Paris, 2054, maverick cop Karas is on the trail of missing research scientist Ilona Tasuiev, employee of the all-powerful Avalon Corporation. Teaming up with her rebellious sister Bislane he finds himself drawn into a far-reaching conspiracy that could have important consequences for all of mankind.
No Hollywood summer blockbuster season is complete without a CG animation or two, although mainly targeted at younger audiences the techniques are finding their way into more grown-up offerings. Increasingly Hollywood is employing motion control – scanning actor's performances into computers – to create believable artificial characters. Director Christian Volckman uses this technique to place animated actors into an animated France 50 years hence in sci-fi action thriller Renaissance.
Over five years in the making Renaissance offers an evocative comic book vision of the future most obviously influenced by Blade Runner and presented in black and white. Towering skyscrapers dwarf the population on the rain soaked streets and huge animated adverts dominate the landscape. The familiar presence of Parisian landmarks are still to be found, remnants of an older world in this dystopian metropolis. The whole film is played out as a delicate and meticulous balance between light and shadow. The characters, the buildings, every aspect of this carefully constructed world of tomorrow is defined by the presence or absence of light.
Against this backdrop are some exciting action set pieces, a high-speed car chase through glass-encased motorways running parallel to the Seine being the highlight. But the plot that moves the characters from one set piece to another, a plot that mirrors the imagery with Karas shedding light on the motivations of the shadowy Avalon Corporation, fails to rise above the formulaic and is the film's major failing. Karas is one of those loner cops who plays by his own rules and in his investigation runs up against the usual cast of characters; the femme fatale, the meddling scientist, the power mad capitalist. Lifting ideas from numerous noir fiction and sci-fi films the movie's target audience will probably find it all overly familiar.

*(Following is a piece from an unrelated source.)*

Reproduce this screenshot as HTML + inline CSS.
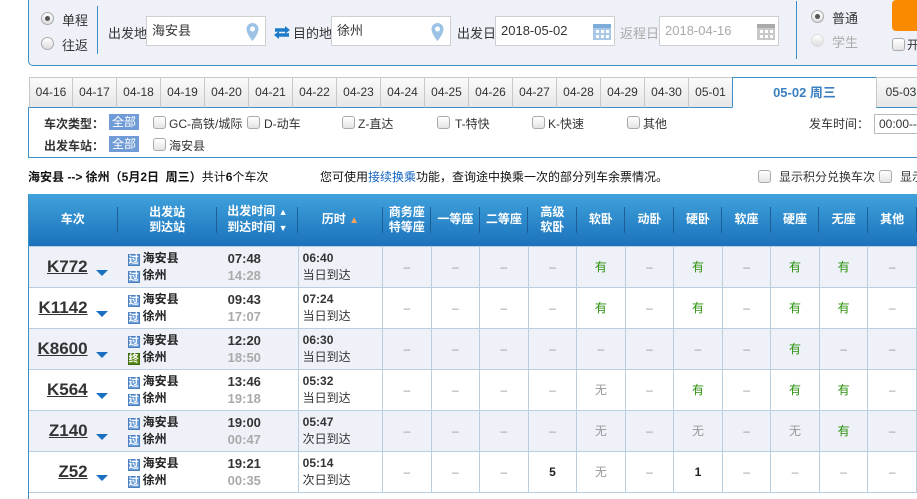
<!DOCTYPE html>
<html><head><meta charset="utf-8"><style>
*{margin:0;padding:0;box-sizing:border-box}
body{width:917px;height:499px;overflow:hidden;background:#fff;font-family:"Liberation Sans","Noto Sans CJK SC",sans-serif;font-size:12px;color:#333;position:relative}
.a{position:absolute;white-space:nowrap}
.top{position:absolute;left:28px;top:-5px;width:900px;height:71px;background:#eef1f8;border:1px solid #3b8fc5;border-radius:5px}
.radio{position:absolute;width:13px;height:13px;border-radius:50%;border:1px solid #aaa;background:linear-gradient(#fff,#ddd)}
.radio.on::after{content:"";position:absolute;left:3px;top:3px;width:5px;height:5px;border-radius:50%;background:#555}
.inp{position:absolute;height:30px;background:#fff;border:1px solid #cfcfcf;font-size:13px;line-height:28px;padding-left:5px}
.cb{position:absolute;width:13px;height:13px;border:1px solid #aaa;border-radius:3px;background:linear-gradient(#fff,#e4e4e4)}
.tab{position:absolute;top:77px;height:31px;border:1px solid #c8c8c8;border-bottom:1px solid #3b8fc5;background:linear-gradient(#fafafa,#e6e6e6);font-size:12px;line-height:29px;text-align:center;color:#333}
.filt{position:absolute;left:28px;top:107px;width:900px;height:51px;border:1px solid #3b8fc5;border-top:none}
.all{position:absolute;background:#6f9bd7;color:#fff;padding:0 3px;height:16px;line-height:16px;font-size:12px}
.b{font-weight:bold}
table{position:absolute;left:28px;top:194px;border-collapse:collapse;table-layout:fixed}
th{height:52px;background:linear-gradient(#40a2dc,#1b72bb);color:#fff;font-size:12px;font-weight:bold;line-height:15px;position:relative}
th::after{content:"";position:absolute;right:0;top:13px;height:26px;border-right:1px solid #1d5f95}
td{height:41px;border:1px solid #b9cfdf;text-align:center;color:#999;font-size:12px}
tr.o td{background:#eef1f8}
td.f{border-left:none;border-right:none}
.g{color:#28900a}
.k{color:#222;font-weight:bold}
.tn{font-size:17px;font-weight:bold;color:#333;text-decoration:underline}
.arr{display:inline-block;border:6px solid transparent;border-top:6px solid #1a6fc0;border-bottom:none;margin-left:8px;vertical-align:-4px}
.gi{display:inline-block;width:12px;height:12px;background:#6c9ed8;color:#fff;font-size:10px;line-height:12px;text-align:center;margin-right:3px;vertical-align:-1px;border:1px solid #4d7fc0}
.gi.j{background:#5a8a1a;border-color:#3d6a10}
.st{text-align:left;padding-left:10px;color:#222;font-weight:bold;line-height:17px}
.tm{text-align:left;padding-left:11px;line-height:17px;font-size:13px;font-weight:bold}
.ls{text-align:left;padding-left:4px;line-height:17px;color:#333}
</style></head><body>
<div class="top"></div>
<div class="radio on" style="left:41px;top:12px"></div><div class="a" style="left:62px;top:10px;font-size:13px">单程</div>
<div class="radio" style="left:41px;top:37px"></div><div class="a" style="left:62px;top:35px;font-size:13px">往返</div>
<div class="a" style="left:97px;top:6px;height:48px;border-left:1px solid #3b8fc5"></div>
<div class="a" style="left:108px;top:23px;font-size:13px">出发地</div>
<div class="inp" style="left:146px;top:16px;width:120px">海安县</div>
<svg class="a" style="left:245px;top:22px" width="15" height="20"><path d="M7.5 1a6 6 0 0 1 6 6c0 5-6 12-6 12s-6-7-6-12a6 6 0 0 1 6-6z" fill="#9cc3e6"/><circle cx="7.5" cy="7" r="2.5" fill="#fff"/></svg>
<svg class="a" style="left:273px;top:25px" width="18" height="15"><path d="M2 5h12M16 10H4" stroke="#1d7cc9" stroke-width="3.5" fill="none"/><path d="M12 1l5 4-5 4zM6 6l-5 4 5 4z" fill="#1d7cc9"/></svg>
<div class="a" style="left:293px;top:23px;font-size:13px">目的地</div>
<div class="inp" style="left:331px;top:16px;width:120px">徐州</div>
<svg class="a" style="left:430px;top:22px" width="15" height="20"><path d="M7.5 1a6 6 0 0 1 6 6c0 5-6 12-6 12s-6-7-6-12a6 6 0 0 1 6-6z" fill="#9cc3e6"/><circle cx="7.5" cy="7" r="2.5" fill="#fff"/></svg>
<div class="a" style="left:457px;top:23px;font-size:13px">出发日</div>
<div class="inp" style="left:495px;top:16px;width:120px">2018-05-02</div>
<svg class="a" style="left:592px;top:21px" width="20" height="20"><rect x="1" y="3" width="18" height="16" fill="#a8c8e6"/><rect x="1" y="3" width="18" height="4" fill="#7eacd8"/><g fill="#fff"><rect x="4" y="9" width="3" height="3"/><rect x="9" y="9" width="3" height="3"/><rect x="14" y="9" width="3" height="3"/><rect x="4" y="14" width="3" height="3"/><rect x="9" y="14" width="3" height="3"/><rect x="14" y="14" width="3" height="3"/></g></svg>
<div class="a" style="left:620px;top:23px;font-size:13px;color:#aaa">返程日</div>
<div class="inp" style="left:659px;top:16px;width:120px;color:#aaa">2018-04-16</div>
<svg class="a" style="left:756px;top:21px" width="20" height="20"><rect x="1" y="3" width="18" height="16" fill="#c8c8c8"/><rect x="1" y="3" width="18" height="4" fill="#aaa"/><g fill="#fff"><rect x="4" y="9" width="3" height="3"/><rect x="9" y="9" width="3" height="3"/><rect x="14" y="9" width="3" height="3"/><rect x="4" y="14" width="3" height="3"/><rect x="9" y="14" width="3" height="3"/><rect x="14" y="14" width="3" height="3"/></g></svg>
<div class="a" style="left:796px;top:1px;height:58px;border-left:1px solid #3b8fc5"></div>
<div class="radio on" style="left:811px;top:10px"></div><div class="a" style="left:832px;top:8px;font-size:13px">普通</div>
<div class="radio" style="left:811px;top:34px;border-color:#ddd"></div><div class="a" style="left:832px;top:32px;font-size:13px;color:#aaa">学生</div>
<div class="a" style="left:892px;top:0;width:30px;height:31px;background:#fb8a00;border-radius:4px"></div>
<div class="cb" style="left:892px;top:38px"></div><div class="a" style="left:907px;top:36px;font-size:12px">开</div>

<div class="tab" style="left:29px;width:44px">04-16</div><div class="tab" style="left:72px;width:45px">04-17</div><div class="tab" style="left:116px;width:45px">04-18</div><div class="tab" style="left:160px;width:45px">04-19</div><div class="tab" style="left:204px;width:45px">04-20</div><div class="tab" style="left:248px;width:45px">04-21</div><div class="tab" style="left:292px;width:45px">04-22</div><div class="tab" style="left:336px;width:45px">04-23</div><div class="tab" style="left:380px;width:45px">04-24</div><div class="tab" style="left:424px;width:45px">04-25</div><div class="tab" style="left:468px;width:45px">04-26</div><div class="tab" style="left:512px;width:45px">04-27</div><div class="tab" style="left:556px;width:45px">04-28</div><div class="tab" style="left:600px;width:45px">04-29</div><div class="tab" style="left:644px;width:45px">04-30</div><div class="tab" style="left:688px;width:45px">05-01</div>
<div class="tab" style="left:732px;width:145px;background:#fff;border-color:#3b8fc5;border-bottom:1px solid #fff;color:#3b7fc0;font-weight:bold;font-size:13px">05-02 周三</div>
<div class="tab" style="left:876px;width:50px">05-03</div>
<div class="filt"></div>
<div class="a b" style="left:44px;top:115px">车次类型：</div><div class="all" style="left:109px;top:114px">全部</div>
<div class="cb" style="left:153px;top:116px"></div><div class="a" style="left:169px;top:115px">GC-高铁/城际</div>
<div class="cb" style="left:247px;top:116px"></div><div class="a" style="left:264px;top:115px">D-动车</div>
<div class="cb" style="left:342px;top:116px"></div><div class="a" style="left:358px;top:115px">Z-直达</div>
<div class="cb" style="left:437px;top:116px"></div><div class="a" style="left:455px;top:115px">T-特快</div>
<div class="cb" style="left:532px;top:116px"></div><div class="a" style="left:548px;top:115px">K-快速</div>
<div class="cb" style="left:627px;top:116px"></div><div class="a" style="left:643px;top:115px">其他</div>
<div class="a" style="left:809px;top:115px">发车时间：</div>
<div class="a" style="left:874px;top:114px;width:50px;height:20px;border:1px solid #bbb;padding-left:4px;line-height:18px">00:00--</div>
<div class="a b" style="left:44px;top:137px">出发车站：</div><div class="all" style="left:109px;top:136px">全部</div>
<div class="cb" style="left:153px;top:138px"></div><div class="a" style="left:169px;top:137px">海安县</div>

<div class="a" style="left:28px;top:168px;color:#111"><b>海安县 --&gt; 徐州（5月2日&nbsp; 周三）</b>共计<b>6</b>个车次</div>
<div class="a" style="left:320px;top:168px;color:#111">您可使用<span style="color:#1565c0">接续换乘</span>功能，查询途中换乘一次的部分列车余票情况。</div>
<div class="cb" style="left:758px;top:170px"></div><div class="a" style="left:779px;top:168px">显示积分兑换车次</div>
<div class="cb" style="left:879px;top:170px"></div><div class="a" style="left:900px;top:168px">显示</div>

<table>
<colgroup><col style="width:90px"><col style="width:100px"><col style="width:82px"><col style="width:85px"><col style="width:49px"><col style="width:49px"><col style="width:49px"><col style="width:49px"><col style="width:49px"><col style="width:49px"><col style="width:49px"><col style="width:49px"><col style="width:49px"><col style="width:49px"><col style="width:49px"></colgroup>
<tr><th>车次</th><th>出发站<br>到达站</th><th>出发时间 <span style="font-size:9px">▲</span><br>到达时间 <span style="font-size:9px">▼</span></th><th>历时 <span style="color:#f6a25a;font-size:10px">▲</span></th><th>商务座<br>特等座</th><th>一等座</th><th>二等座</th><th>高级<br>软卧</th><th>软卧</th><th>动卧</th><th>硬卧</th><th>软座</th><th>硬座</th><th>无座</th><th>其他</th></tr>
<tr class="o"><td class="f" style="text-align:right;padding-right:10px"><span class="tn">K772</span><span class="arr"></span></td><td class="f st"><span class="gi">过</span>海安县<br><span class="gi">过</span>徐州</td><td class="f tm"><span style="color:#333">07:48</span><br><span style="color:#aaa">14:28</span></td><td class="ls"><b>06:40</b><br>当日到达</td><td>–</td><td>–</td><td>–</td><td>–</td><td class="g">有</td><td>–</td><td class="g">有</td><td>–</td><td class="g">有</td><td class="g">有</td><td>–</td></tr>
<tr><td class="f" style="text-align:right;padding-right:10px"><span class="tn">K1142</span><span class="arr"></span></td><td class="f st"><span class="gi">过</span>海安县<br><span class="gi">过</span>徐州</td><td class="f tm"><span style="color:#333">09:43</span><br><span style="color:#aaa">17:07</span></td><td class="ls"><b>07:24</b><br>当日到达</td><td>–</td><td>–</td><td>–</td><td>–</td><td class="g">有</td><td>–</td><td class="g">有</td><td>–</td><td class="g">有</td><td class="g">有</td><td>–</td></tr>
<tr class="o"><td class="f" style="text-align:right;padding-right:10px"><span class="tn">K8600</span><span class="arr"></span></td><td class="f st"><span class="gi">过</span>海安县<br><span class="gi j">终</span>徐州</td><td class="f tm"><span style="color:#333">12:20</span><br><span style="color:#aaa">18:50</span></td><td class="ls"><b>06:30</b><br>当日到达</td><td>–</td><td>–</td><td>–</td><td>–</td><td>–</td><td>–</td><td>–</td><td>–</td><td class="g">有</td><td>–</td><td>–</td></tr>
<tr><td class="f" style="text-align:right;padding-right:10px"><span class="tn">K564</span><span class="arr"></span></td><td class="f st"><span class="gi">过</span>海安县<br><span class="gi">过</span>徐州</td><td class="f tm"><span style="color:#333">13:46</span><br><span style="color:#aaa">19:18</span></td><td class="ls"><b>05:32</b><br>当日到达</td><td>–</td><td>–</td><td>–</td><td>–</td><td>无</td><td>–</td><td class="g">有</td><td>–</td><td class="g">有</td><td class="g">有</td><td>–</td></tr>
<tr class="o"><td class="f" style="text-align:right;padding-right:10px"><span class="tn">Z140</span><span class="arr"></span></td><td class="f st"><span class="gi">过</span>海安县<br><span class="gi">过</span>徐州</td><td class="f tm"><span style="color:#333">19:00</span><br><span style="color:#aaa">00:47</span></td><td class="ls"><b>05:47</b><br>次日到达</td><td>–</td><td>–</td><td>–</td><td>–</td><td>无</td><td>–</td><td>无</td><td>–</td><td>无</td><td class="g">有</td><td>–</td></tr>
<tr><td class="f" style="text-align:right;padding-right:10px"><span class="tn">Z52</span><span class="arr"></span></td><td class="f st"><span class="gi">过</span>海安县<br><span class="gi">过</span>徐州</td><td class="f tm"><span style="color:#333">19:21</span><br><span style="color:#aaa">00:35</span></td><td class="ls"><b>05:14</b><br>次日到达</td><td>–</td><td>–</td><td>–</td><td class="k">5</td><td>无</td><td>–</td><td class="k">1</td><td>–</td><td>–</td><td>–</td><td>–</td></tr>
</table>
<div class="a" style="left:28px;top:194px;height:305px;border-left:1px solid #3b8fc5"></div>
</body></html>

Renaissance's main selling point is perversely another contributing factor to its failings. While the striking use of black and white creates an arresting noir futurescape it renders the characters in a rather flat unengaging way. Despite utilising the vocal talents of, amongst others, Daniel Craig and Ian Holm, they remain resolutely two-dimensional, little more than another element of the film's style rather than emotive protagonists within its clearly defined reality.
Falling somewhere between Sin City and A Scanner Darkly Renaissance is certainly a visually innovative endeavour. Unfortunately it suffers from a derivative script and clichéd characters, offering nothing to involve the audience apart from the impressive animation. All in all Volckman's movie amounts to little more than an interesting artistic experiment.